31歳上京物語

 私は関西圏で育ち31歳の時上京してきた。関西圏といっても大阪や神戸など都市部ではなく、電車なしバスは1時間に1本、車がなければ死の町で生まれ育った。そんな私が何故東京へというと、夫が大学院進学を決めたからだ。別に東京に憧れがあった訳でなく、何なら車がなければ死の町の事を気にいっていた自分が東京へ住む事になるとは、人生って分からない物である。

 東京へ来てから住む家を決めるまで、1ヶ月はairbnbを利用し浅草でアパートを借りることにした。5階建てなら、エレベーターはあるだろうと思っていたところ、まさかの階段のみでスーツケースを5個、5階まで運ぶはめになってしまった。「くそっくそっ」と悪態をつきながら運び、ドアを開けると「家の匂い」がモワッと漂ってきた。〇〇ちゃん家の匂いというのだろうか。他人の生活臭に迎えられ中へ入ると25㎡築41年15万/月という観光客価格ながら中はリノベーションされておりきれいだった。何より東京ビギナーには優しい浅草の物件だったため、ベランダからスカイツリーが見え浅草寺散歩もでき、東京ってスゲーという体験ができた。車がなければ死の町なら徒歩1時間のコンビニも徒歩30秒。ドン・キホーテ、夜遅くまで営業する飲食店、高層ビルがあり遊園地まであるのだ。東京ってなんて刺激的なんだろう。

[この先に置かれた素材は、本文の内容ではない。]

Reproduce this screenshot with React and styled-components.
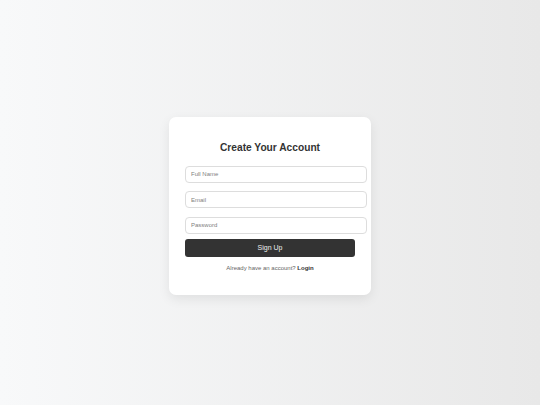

 ある日ベランダに出てスカイツリーを眺めていると、1階にある飲食店から騒ぎ声が聞こえたので見下ろしてみると、酔っぱらいのオッサンが「バカヤロー、〇▲□§°」と叫ぶ声が聞こえた。別のオッサンと喧嘩をしていた様で、周りがまあまあとなだめている状況であった。そのバカヤローを聞いた時、ビートたけし以外の人もバカヤローって言うんだ、と感動してしまった。これが関西なら「ドアホ」である。生バカヤローを聞けて良かった。オッサンよありがとう。バカヤローの他に関西であまり聞きなれない言葉としては「素敵」がある。その言葉を聞くとくすぐったいというか、何故か照れくさくなってしまう。ある日行った美容院でカット終わりに手鏡を渡され、「素敵ですよ~」と言われた時、手鏡で自分の姿を見ながら「そっか、今の私って素敵なんだ」と思うとじわじわ笑いが滲みでてきてしまった。

上京したのは2022年4月だったため、この思い出ももう1年半前のことだ。故郷で過ごした時間より東京での生活の方が長いという人は、もう東京の方が「家」という感じがするらしい。私ももう30年東京に住めばここが家になるんだろうか。